- [EXERCISE OBJECTIVE]: Filter this data down to the lines that hold "index", and copy them.

- [DATASET CONTENT]:

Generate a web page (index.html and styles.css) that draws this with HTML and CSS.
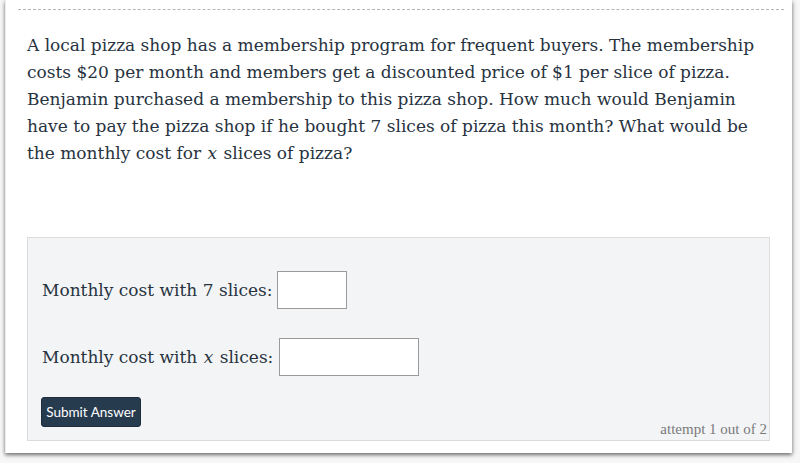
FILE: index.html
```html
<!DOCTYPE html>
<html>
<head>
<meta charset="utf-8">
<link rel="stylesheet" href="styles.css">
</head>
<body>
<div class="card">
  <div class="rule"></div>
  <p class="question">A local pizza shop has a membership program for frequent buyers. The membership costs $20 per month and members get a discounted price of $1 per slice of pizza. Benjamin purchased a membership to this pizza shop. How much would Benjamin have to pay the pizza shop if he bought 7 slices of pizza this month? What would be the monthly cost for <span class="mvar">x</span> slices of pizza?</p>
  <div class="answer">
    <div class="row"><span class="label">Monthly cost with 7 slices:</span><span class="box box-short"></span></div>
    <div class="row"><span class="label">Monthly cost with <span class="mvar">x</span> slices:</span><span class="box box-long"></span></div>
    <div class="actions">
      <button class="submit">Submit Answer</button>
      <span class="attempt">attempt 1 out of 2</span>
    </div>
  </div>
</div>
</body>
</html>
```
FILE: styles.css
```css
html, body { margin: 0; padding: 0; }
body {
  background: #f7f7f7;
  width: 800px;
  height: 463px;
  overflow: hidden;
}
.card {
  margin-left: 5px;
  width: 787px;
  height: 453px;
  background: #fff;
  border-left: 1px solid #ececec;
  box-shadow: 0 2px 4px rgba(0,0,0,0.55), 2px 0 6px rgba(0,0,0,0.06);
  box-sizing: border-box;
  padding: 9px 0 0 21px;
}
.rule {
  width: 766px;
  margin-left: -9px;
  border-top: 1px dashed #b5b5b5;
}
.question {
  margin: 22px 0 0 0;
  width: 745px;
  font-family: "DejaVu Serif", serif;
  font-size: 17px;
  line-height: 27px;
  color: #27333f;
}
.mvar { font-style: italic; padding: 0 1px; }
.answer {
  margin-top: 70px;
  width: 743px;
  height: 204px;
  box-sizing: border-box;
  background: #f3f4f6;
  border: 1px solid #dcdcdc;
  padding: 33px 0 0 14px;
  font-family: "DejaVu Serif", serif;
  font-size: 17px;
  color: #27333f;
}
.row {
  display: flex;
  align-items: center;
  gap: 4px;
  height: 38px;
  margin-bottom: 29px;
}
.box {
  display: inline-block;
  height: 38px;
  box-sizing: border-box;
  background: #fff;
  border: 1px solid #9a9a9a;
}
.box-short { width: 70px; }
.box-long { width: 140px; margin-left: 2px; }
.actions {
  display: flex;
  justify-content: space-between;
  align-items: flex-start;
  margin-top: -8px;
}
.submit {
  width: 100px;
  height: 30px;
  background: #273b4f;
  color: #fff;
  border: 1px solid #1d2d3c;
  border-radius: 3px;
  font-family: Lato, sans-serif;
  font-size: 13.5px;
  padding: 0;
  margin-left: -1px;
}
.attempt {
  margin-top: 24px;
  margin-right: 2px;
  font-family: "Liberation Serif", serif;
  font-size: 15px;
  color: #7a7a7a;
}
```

- [RESULT]:
Generate a web page (index.html and styles.css) that draws this with HTML and CSS.
FILE: index.html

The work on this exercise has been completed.